Important modifications are proposed in favor of the respective local governments of these Indians, to which your special attention is invited. That their advancement in civilization justified an enlargement of their power in that regard will scarcely admit of a doubt; but whether the proposed concessions in favor of their local governments are within the bounds of a wise policy may well claim your serious consideration. In this connection your attention is specially invited to the clauses giving to certain tribes the unqualified right of admission as a State into the compact of the Confederacy, and in the meantime allowing each of these tribes to have a delegate in Congress. These provisions are regarded not only as impolitic but unconstitutional, it not being within the limits of the treaty-making power to admit a State or to control the House of Representatives in the matter of admission to its privileges. I recommend that the former provision be rejected, and that the latter be so modified as to leave the question to the future action of Congress; and also do recommend the rejection of those articles in the treaties which confer upon Indians the right to testify in the State courts, believing that the States have the power to decide that question, each for itself, independently of any action of the Confederate Government.[389]
Again Arkansas was in the lead in the exhibition of interest and, on the motion[390] of one of her delegation, Robert W. Johnson, the president’s message and the documents accompanying it were referred to the Committee on Indian Affairs. This was on the thirteenth of December and Johnson was the chairman of the committee. On the nineteenth, the treaties began to be considered[391] in executive session. The first to be so considered was the Choctaw and Chickasaw, and interest concentrated on its twenty-seventh article,[392] the one giving to the two tribes jointly a delegate in the Confederate Congress. This provision was finally amended[393] so as to leave the delegate’s status, his rights and his privileges, just as Davis had recommended, to the House of Representatives. Then came the consideration of the twenty-eighth article,[394] which promised ultimate statehood, and that also was amended in such a way as to leave the final determination to Congress,
By whose act alone, under the Constitution, new States can be admitted and whose consent it is not in the power of the President or the present Congress to guarantee in advance....[395]

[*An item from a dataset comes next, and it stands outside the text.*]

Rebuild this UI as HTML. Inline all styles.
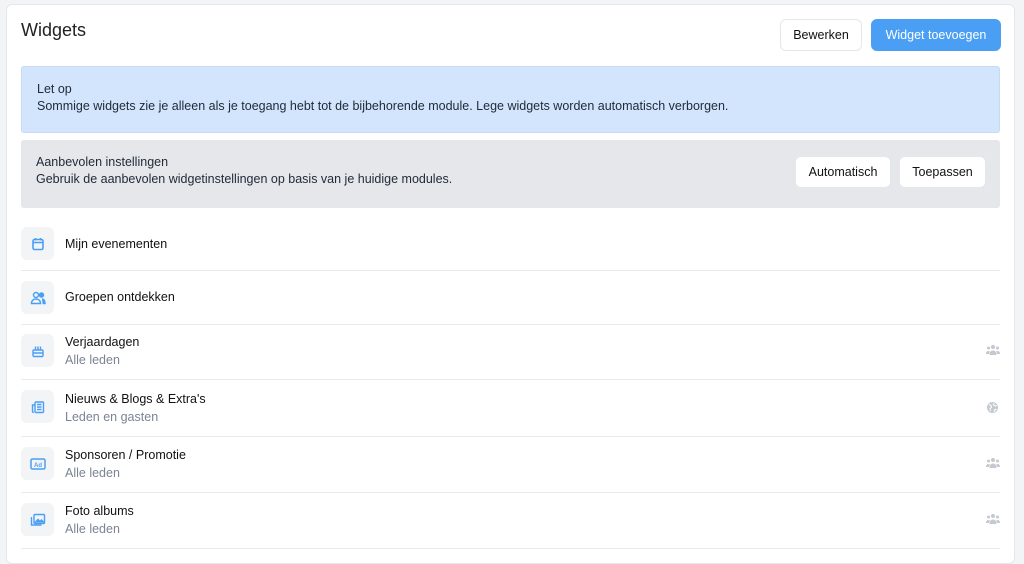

In the afternoon of December twenty-first, the Provisional Congress resumed[396] its consideration of the Indian treaties. The day previous, it had decided upon this order of procedure and had agreed[397] that the Comanche treaties, being of the least importance, should be left to the last. The work of the twenty-first was on the judicial clauses and, on the question of the qualification of the Indians to be competent witnesses in civil and criminal suits. Article XXXVI[398] of the Osage Treaty, dealing with the right to subpoena witnesses and to have counsel, seemed likely to create prejudice.[399] At length Waul of Texas suggested[400] that Commissioner Pike be invited to be present at future sessions in order that some very necessary explanations of scope, of motives, and of reasons might be forthcoming. In the end, the only changes made in the grant of judicial privileges were along the line of safe-guarding the existing rights of the individual states. In illustration of this, take the Choctaw and Chickasaw Treaty as typical of all of the treaties of the First Class. Articles XLIII and XLIV were amended. To the former was added,
And the Confederate States will request the several States of the Confederacy to adopt and enact the provisions of this article, in respect to suits and proceedings in their several courts.[401]
From the latter, the phrase, “or of a State,” was stricken out and this substitution made; “or of a State, subject to the laws of the State.”[402]

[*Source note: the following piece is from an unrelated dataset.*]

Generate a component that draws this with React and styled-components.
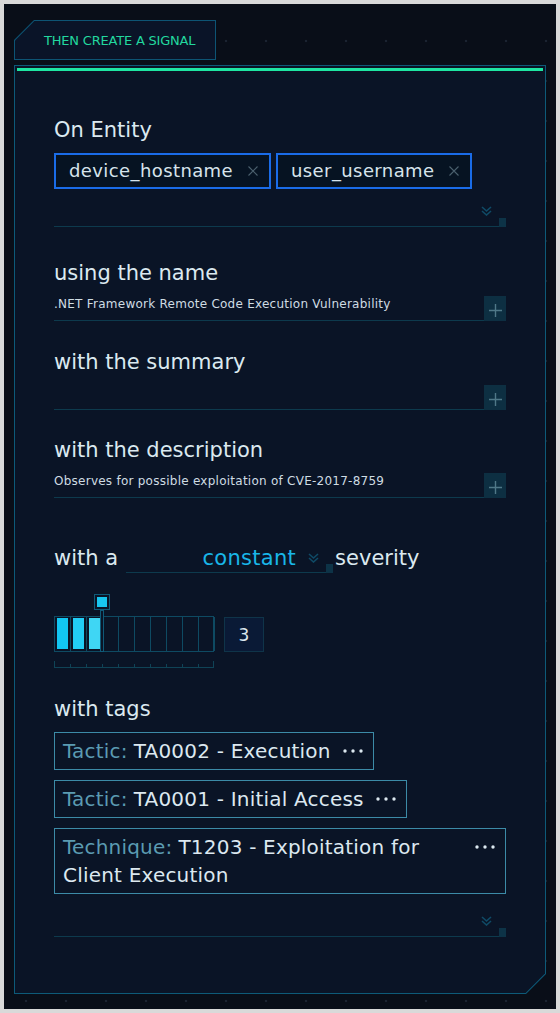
import React from "react";
import styled, { createGlobalStyle } from "styled-components";

const GlobalStyle = createGlobalStyle`
  html, body { margin: 0; padding: 0; }
  body {
    background: #d9d9d9;
    font-family: "DejaVu Sans", "Noto Sans", sans-serif;
  }
  * { box-sizing: border-box; }
`;

const Frame = styled.div`
  padding: 4px;
`;

const Screen = styled.div`
  width: 552px;
  height: 1005px;
  display: flex;
  flex-direction: column;
  padding: 16px 10px 15px 10px;
  background-color: #090e18;
  background-image: radial-gradient(circle, #1b2331 1px, transparent 1.6px);
  background-size: 40px 40px;
  background-position: 2px 17px;
`;

const TabFrame = styled.div`
  width: 202px;
  height: 40px;
  padding: 1px;
  background: #0d5474;
  clip-path: polygon(20px 0, 100% 0, 100% 100%, 0 100%, 0 20px);
`;

const TabFace = styled.div`
  height: 100%;
  background: #0a1428;
  clip-path: polygon(19.4px 0, 100% 0, 100% 100%, 0 100%, 0 19.4px);
  display: flex;
  align-items: center;
  padding-left: 29px;
  color: #22d89f;
  font-size: 13px;
  letter-spacing: -0.2px;
  text-transform: uppercase;
  white-space: nowrap;
`;

const PanelFrame = styled.div`
  flex: 1;
  display: flex;
  margin-top: 5px;
  padding: 1px;
  background: #0d5a78;
  clip-path: polygon(0 0, 100% 0, 100% calc(100% - 20px), calc(100% - 20px) 100%, 0 100%);
`;

const PanelFace = styled.div`
  flex: 1;
  display: flex;
  flex-direction: column;
  padding: 2px;
  background: #0a1426;
  clip-path: polygon(0 0, 100% 0, 100% calc(100% - 19.4px), calc(100% - 19.4px) 100%, 0 100%);
`;

const AccentBar = styled.div`
  height: 3px;
  background: #1ee6a2;
`;

const Content = styled.div`
  display: flex;
  flex-direction: column;
  padding: 0 37px;
`;

const Label = styled.div`
  margin-top: ${(p) => p.$mt}px;
  padding-top: 2px;
  font-size: 21px;
  line-height: 24px;
  color: #dbe9f0;
  white-space: nowrap;
`;

const ChipRow = styled.div`
  display: flex;
  flex-wrap: wrap;
  gap: 5px;
  margin-top: 11px;
`;

const Chip = styled.div`
  display: flex;
  align-items: center;
  height: 36px;
  padding: 0 11px 0 13px;
  border: 2px solid #1a6ce8;
  background: #061322;
  color: #d6e4ec;
  font-size: 18px;
  line-height: 32px;
  letter-spacing: 0.4px;
`;

const ChipClose = styled.span`
  display: flex;
  margin-left: 15px;
`;

const FieldFoot = styled.div`
  display: flex;
  align-items: flex-end;
  height: ${(p) => p.$h}px;
`;

const Track = styled.div`
  flex: 1;
  height: 100%;
  display: flex;
  justify-content: flex-end;
  align-items: flex-end;
  padding: 0 7px 10px 0;
  border-bottom: 1px solid #0d3a4d;
`;

const EndCap = styled.div`
  width: 7px;
  height: 9px;
  flex: none;
  align-self: flex-end;
  background: #0d3347;
`;

const InputRow = styled.div`
  display: flex;
  height: 25px;
  margin-top: 11px;
`;

const InputArea = styled.div`
  flex: 1;
  padding-top: 1px;
  border-bottom: 1px solid #0d3a4d;
  font-size: 12px;
  line-height: 14px;
  letter-spacing: 0.25px;
  color: #cfdce3;
  white-space: nowrap;
`;

const PlusButton = styled.div`
  width: 22px;
  flex: none;
  display: flex;
  align-items: center;
  justify-content: center;
  padding-top: 4px;
  background: #0d2f42;
`;

const SeverityRow = styled.div`
  display: flex;
  align-items: flex-start;
  height: 29px;
  margin-top: 46px;
`;

const Phrase = styled.span`
  padding-top: 2px;
  font-size: 21px;
  line-height: 24px;
  color: #dbe9f0;
  white-space: nowrap;
`;

const Select = styled.div`
  display: flex;
  width: 207px;
  height: 29px;
  margin: 0 2px 0 8px;
`;

const SelectTrack = styled.div`
  flex: 1;
  display: flex;
  justify-content: flex-end;
  align-items: flex-start;
  padding-right: 7px;
  border-bottom: 1px solid #0d3a4d;
`;

const SelectValue = styled.span`
  padding-top: 2px;
  font-size: 21px;
  line-height: 24px;
  letter-spacing: 0.3px;
  color: #19b6e8;
`;

const SelectChevron = styled.span`
  display: flex;
  margin: 9px 0 0 12px;
`;

const SliderArea = styled.div`
  display: flex;
  align-items: flex-start;
  gap: 10px;
  margin-top: 43px;
`;

const SliderColumn = styled.div`
  display: flex;
  flex-direction: column;
`;

const Bar = styled.div`
  position: relative;
  width: 160px;
  height: 36px;
  display: flex;
  border: 1px solid #0e4a62;
`;

const Cell = styled.div`
  width: 16px;
  flex: none;
  padding: 1px 2px 2px 2px;
  border-right: 1px solid #0e4a62;
  &:last-child { border-right: none; width: 14px; }
`;

const CellFill = styled.div`
  height: 100%;
  background: ${(p) => p.$color};
`;

const HandleStem = styled.div`
  position: absolute;
  left: 45px;
  top: -7px;
  bottom: -1px;
  width: 4px;
  border: 1px solid #0f5a78;
  background: #0a1426;
`;

const HandleKnob = styled.div`
  position: absolute;
  left: 39px;
  top: -23px;
  width: 16px;
  height: 16px;
  padding: 2px;
  border: 1px solid #0f5a78;
  background: #0a1426;
`;

const KnobCore = styled.div`
  width: 100%;
  height: 100%;
  background: #18c6f0;
`;

const Ticks = styled.svg`
  display: block;
  margin-top: 9px;
`;

const ValueBox = styled.div`
  width: 40px;
  height: 35px;
  margin-top: 1px;
  display: flex;
  align-items: center;
  justify-content: center;
  border: 1px solid #0f3449;
  background: #0a1a36;
  color: #dce8ef;
  font-size: 17px;
`;

const TagList = styled.div`
  display: flex;
  flex-direction: column;
  align-items: flex-start;
  gap: 10px;
  margin-top: 11px;
`;

const Tag = styled.div`
  display: flex;
  align-items: flex-start;
  max-width: 100%;
  padding: 4px 10px 4px 8px;
  border: 1px solid #3c8ba7;
  font-size: 20px;
  line-height: 28px;
  letter-spacing: 0.2px;
  color: #dce8f0;
`;

const TagText = styled.div`
  min-width: 0;
`;

const TagKey = styled.span`
  color: #5b9bb2;
  margin-right: 6px;
`;

const TagDots = styled.span`
  display: flex;
  align-items: center;
  height: 28px;
  margin-left: 12px;
  flex: none;
`;

const Chevron = () => (
  <svg width="11" height="10" viewBox="0 0 11 10">
    <path d="M1 1 L5.5 5 L10 1 M1 5 L5.5 9 L10 5" fill="none" stroke="#0f4a66" strokeWidth="1.6" />
  </svg>
);

const CloseIcon = () => (
  <svg width="10" height="10" viewBox="0 0 10 10">
    <path d="M0.5 0.5 L9.5 9.5 M9.5 0.5 L0.5 9.5" stroke="#4a5f6d" strokeWidth="1.1" />
  </svg>
);

const PlusIcon = () => (
  <svg width="13" height="13" viewBox="0 0 13 13">
    <path d="M6.5 0 V13 M0 6.5 H13" stroke="#4f7888" strokeWidth="1.4" />
  </svg>
);

const Dots = () => (
  <svg width="20" height="4" viewBox="0 0 20 4">
    <circle cx="2" cy="2" r="1.7" fill="#dce8f0" />
    <circle cx="10" cy="2" r="1.7" fill="#dce8f0" />
    <circle cx="18" cy="2" r="1.7" fill="#dce8f0" />
  </svg>
);

const DropdownFoot = ({ h }) => (
  <FieldFoot $h={h}>
    <Track>
      <Chevron />
    </Track>
    <EndCap />
  </FieldFoot>
);

const TextField = ({ value }) => (
  <InputRow>
    <InputArea>{value}</InputArea>
    <PlusButton>
      <PlusIcon />
    </PlusButton>
  </InputRow>
);

const fills = ["#12c6f2", "#22cef6", "#3fd6f4"];
const level = 3;

const TickScale = () => {
  const ticks = [];
  for (let i = 0; i <= 10; i++) {
    const x = i === 10 ? 159.5 : 0.5 + i * 16;
    const end = i === 0 || i === 10;
    ticks.push(<line key={i} x1={x} x2={x} y1={end ? 0 : 3} y2={7} stroke="#0f4356" strokeWidth="1" />);
  }
  return (
    <Ticks width="160" height="7" viewBox="0 0 160 7">
      <line x1="0" x2="160" y1="6.5" y2="6.5" stroke="#0f4356" strokeWidth="1" />
      {ticks}
    </Ticks>
  );
};

const tags = [
  { key: "Tactic:", value: "TA0002 - Execution" },
  { key: "Tactic:", value: "TA0001 - Initial Access" },
  { key: "Technique:", value: "T1203 - Exploitation for Client Execution" },
];

export default function App() {
  return (
    <>
      <GlobalStyle />
      <Frame>
        <Screen>
          <TabFrame>
            <TabFace>Then create a signal</TabFace>
          </TabFrame>
          <PanelFrame>
            <PanelFace>
              <AccentBar />
              <Content>
                <Label $mt={45}>On Entity</Label>
                <ChipRow>
                  {["device_hostname", "user_username"].map((c) => (
                    <Chip key={c}>
                      {c}
                      <ChipClose>
                        <CloseIcon />
                      </ChipClose>
                    </Chip>
                  ))}
                </ChipRow>
                <DropdownFoot h={38} />

                <Label $mt={32}>using the name</Label>
                <TextField value=".NET Framework Remote Code Execution Vulnerability" />

                <Label $mt={27}>with the summary</Label>
                <TextField value="" />

                <Label $mt={26}>with the description</Label>
                <TextField value="Observes for possible exploitation of CVE-2017-8759" />

                <SeverityRow>
                  <Phrase>with a</Phrase>
                  <Select>
                    <SelectTrack>
                      <SelectValue>constant</SelectValue>
                      <SelectChevron>
                        <Chevron />
                      </SelectChevron>
                    </SelectTrack>
                    <EndCap />
                  </Select>
                  <Phrase>severity</Phrase>
                </SeverityRow>

                <SliderArea>
                  <SliderColumn>
                    <Bar>
                      {Array.from({ length: 10 }).map((_, i) => (
                        <Cell key={i}>{i < level && <CellFill $color={fills[i]} />}</Cell>
                      ))}
                      <HandleStem />
                      <HandleKnob>
                        <KnobCore />
                      </HandleKnob>
                    </Bar>
                    <TickScale />
                  </SliderColumn>
                  <ValueBox>{level}</ValueBox>
                </SliderArea>

                <Label $mt={27}>with tags</Label>
                <TagList>
                  {tags.map((t) => (
                    <Tag key={t.value}>
                      <TagText>
                        <TagKey>{t.key}</TagKey>
                        {t.value}
                      </TagText>
                      <TagDots>
                        <Dots />
                      </TagDots>
                    </Tag>
                  ))}
                </TagList>
                <DropdownFoot h={43} />
              </Content>
            </PanelFace>
          </PanelFrame>
        </Screen>
      </Frame>
    </>
  );
}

On the whole, the Indian treaties took up a very large share of the attention of the Confederate Congress throughout the month of December; and, after debate, President Davis’s advice in every particular was followed, even to the assumption of the pecuniary obligations. On the twenty-third of December, Johnson reported[403] back the treaty with the Cherokees and some of its clauses were then considered. On the same day, Johnson offered[404] a resolution of ratification for the Seminole Treaty and it was unanimously adopted, the same changes identically having been made in the treaty as had been made in the Choctaw and Chickasaw in so far as the two treaties corresponded originally with each other. Congress also ratified a supplementary article to the Seminole Treaty. The last of the month, the Comanche treaties were reached[405] and soon pushed through with only very slight modifications. Then came the final consideration of the treaty with the Creek Indians. It was ratified[406] with the customary amendments the same day. The Quapaw Treaty came[407] next and with its congressional ratification, the work of diplomatically securing the Indians was practically done. The later Indian ratification was more or less perfunctory.